Na obra Dead, No No model #2 (1992), fossiliza
a tinta, misturando óleo com silicone.
O colombiano Danilo
Dueñas (1956), por outro lado, faz experimentos com materiais e
objetos encontrados (readymades) para criar construções pictóricas de
múltiplas leituras que, ao acompanhar harmoniosamente em seu contexto
expositivo, conseguem questionar, evocar e desequilibrar o espectador. Este é o
caso de El sembrador (1991) ou Velocidades (2005).
A obra do mexicano José
Dávila (1974) tem origem nas linguagens simbólicas que funcionam
dentro da história da arte e da cultura visual ocidental. Em obras como em seu livro
de intervenção S,M,L,XL (2000), essas linguagens são
reconfiguradas como relações contraditórias, levando à correspondência entre
forma e conteúdo ao seu limite.
Por último, citaremos a obra Untitled (1997),
composta por materiais não tradicionais para criar ilusões óticas de movimento,
da norte-americana Teresita Fernández (1968). A
artista é conhecida por suas esculturas e instalações públicas em grande
escala, feitas de diversos materiais, como fios, alumínio, acrílico, plástico
ou contas de vidro.
Sobre a Colección
Patricia Phelps de Cisneros
A Colección Patricia
Phelps de Cisneros (CPPC) foi fundada na década de 1970 por Patricia
Phelps de Cisneros e Gustavo A. Cisneros e é uma das principais iniciativas
culturais e educacionais da Fundación Cisneros.

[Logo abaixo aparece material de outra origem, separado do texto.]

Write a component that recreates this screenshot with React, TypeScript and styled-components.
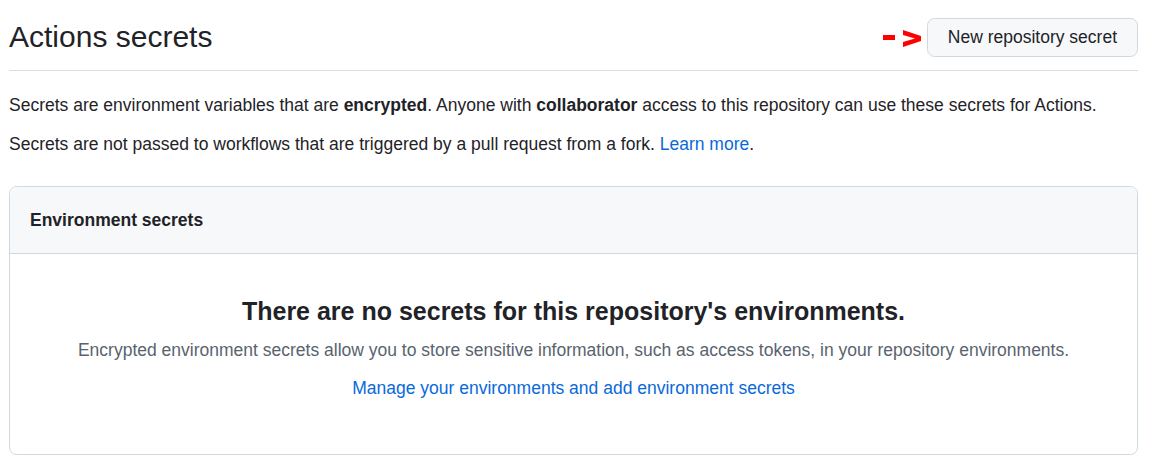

Com sede em Caracas e Nova York,
a missão da CPPC é promover uma maior valorização da diversidade, sofisticação
e variedade da arte da América Latina, bem como o estudo da arte
latino-americana. A CPPC alcança estes objetivos por meio da preservação,
apresentação e estudo da cultura material da Ibero-América, do etnográfico ao
contemporâneo.
As atividades da CPPC incluem
exposições, programas públicos, publicações, bolsas para pesquisa acadêmica e
produção artística. O site da coleção (www.coleccioncisneros.org) foi criado para
oferecer uma plataforma de debate sobre as contribuições da América Latina para
o mundo da arte e da cultura; sua inspiração e ponto de partida é a Colección
Patricia Phelps de Cisneros, mas seu objetivo é a descoberta e sua
missão é construir uma rede virtual multilíngue de pessoas e ideias.